Quantcast

Recalling an ugly moment in NYPD history

Thirty-two years after Newsday unearthed a secret police document about the fatal shooting of NYPD Officer Philip Cardillo inside a Harlem mosque in 1972, the New York Post has found it.

But in a racially charged case that still haunts the NYPD, the Post story ignored the document’s central finding: that it was not then-Deputy Commissioner Benjamin Ward who released 12 suspects in Cardillo’s death, as many believed for decades, but former Chief of Detectives Al Seedman. But the acknowledgment of the “blue book’s” existence — part of the 1980 grand jury report about Cardillo’s death — adds another level of intrigue to this case.

Cardillo was shot with his gun after he and other officers responded to a phony call on April 14, 1972, that an officer needed assistance at the Nation of Islam’s Mosque No. 7.

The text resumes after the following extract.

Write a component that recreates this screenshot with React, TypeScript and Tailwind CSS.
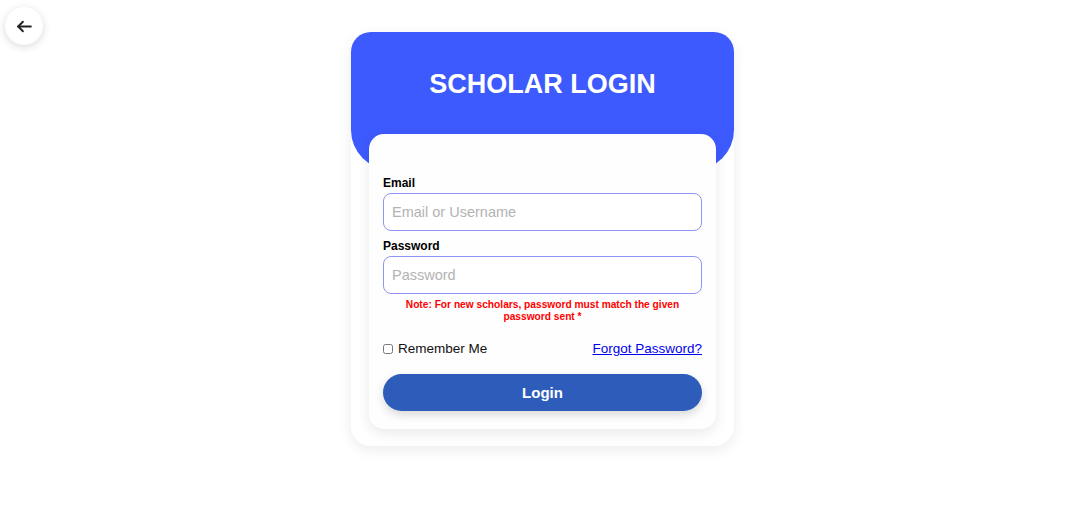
import React from "react";

export default function App() {
  const font = { fontFamily: '"Liberation Sans", Arial, sans-serif' };
  return (
    <div className="relative w-full min-h-[530px] bg-white" style={font}>
      <button className="absolute left-[5px] top-[7px] w-[38px] h-[38px] rounded-full bg-white shadow-[0_2px_8px_rgba(0,0,0,0.15)] flex items-center justify-center">
        <svg width="19" height="19" viewBox="0 0 24 24" fill="none" stroke="#222" strokeWidth="2.4" strokeLinecap="round" strokeLinejoin="round">
          <path d="M20 12H4" />
          <path d="M10 6l-6 6 6 6" />
        </svg>
      </button>
      <div className="flex justify-center pt-[32px] pl-[4px]">
        <div className="w-[383px] bg-white rounded-[20px] shadow-[0_4px_14px_rgba(0,0,0,0.08)] pb-[17px]">
          <div className="h-[138px] bg-[#3d5afe] rounded-t-[20px] rounded-b-[40px] pt-[35px] flex justify-center">
            <h1 className="text-white font-bold text-[27px] leading-[34px] m-0">SCHOLAR LOGIN</h1>
          </div>
          <div className="mx-[18px] -mt-[36px] relative bg-[#fefefe] rounded-[15px] shadow-[0_4px_14px_rgba(0,0,0,0.09)] px-[14px] pt-[42px] pb-[18px]">
            <label className="block font-bold text-[12px] leading-[14px] text-black mb-[3px]">Email</label>
            <input
              className="block w-full h-[38px] rounded-[8px] border border-[#8f94f7] px-[8px] text-[14.5px] placeholder:text-[#b3b3b3] outline-none bg-white"
              placeholder="Email or Username"
            />
            <label className="block font-bold text-[12px] leading-[14px] text-black mt-[8px] mb-[3px]">Password</label>
            <input
              type="password"
              className="block w-full h-[38px] rounded-[8px] border border-[#8f94f7] px-[8px] text-[14.5px] placeholder:text-[#b3b3b3] outline-none bg-white"
              placeholder="Password"
            />
            <p className="text-center text-[#ff0000] font-bold text-[10.2px] leading-[12px] mt-[5px] px-[14px]">
              Note: For new scholars, password must match the given password sent *
            </p>
            <div className="flex items-center justify-between mt-[16px]">
              <label className="flex items-center gap-[5px] text-[13.5px] text-[#111]">
                <input type="checkbox" className="w-[10px] h-[10px] m-0" />
                Remember Me
              </label>
              <a href="#" className="text-[13.5px] text-[#0000ee] underline">Forgot Password?</a>
            </div>
            <button className="mt-[15px] w-full h-[37px] rounded-full bg-[#2e5cbb] text-white font-bold text-[15px] shadow-[0_4px_10px_rgba(0,0,0,0.15)]">
              Login
            </button>
          </div>
        </div>
      </div>
    </div>
  );
}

While police called for backup, a crowd outside rioted. To reduce the tension, the investigation was moved to the 24th Precinct on West 100th Street. The dozen suspects were released without being identified. No one was ever convicted of Cardillo’s killing. The NYPD’s bitterness was directed at Ward, who went to the mosque in his capacity of deputy commissioner of community affairs.

As late as 2006, former Det. Randy Jurgensen labeled Ward in his book “Circle of Six” as one of six people responsible for covering up Cardillo’s death. He never mentioned Seedman.

Yet Seedman’s role had been cited by Newsday in November 1983, when then-Mayor Ed Koch prepared to appoint Ward the city’s first African-American police commissioner. In the police’s blue book secret document — the department’s internal investigation of the shooting — Seedman was said to have “assumed the responsibility of the investigation,” and decided “[to] move the investigation to the 24th precinct on the promise of Mosque officials to produce the detainees there at.”

Seedman retired after the shooting and admitted his role in 1983. Asked why he had not come forward and allowed Ward to twist in the wind for 11 years, he said, “What good would it have done?”

The Post’s story focuses on who made the phony call, suggesting the FBI.

A similar call was made in 1994 as Rudy Giuliani became mayor and Bill Bratton commissioner. Again, police rushed to the mosque. That time, no cop was killed.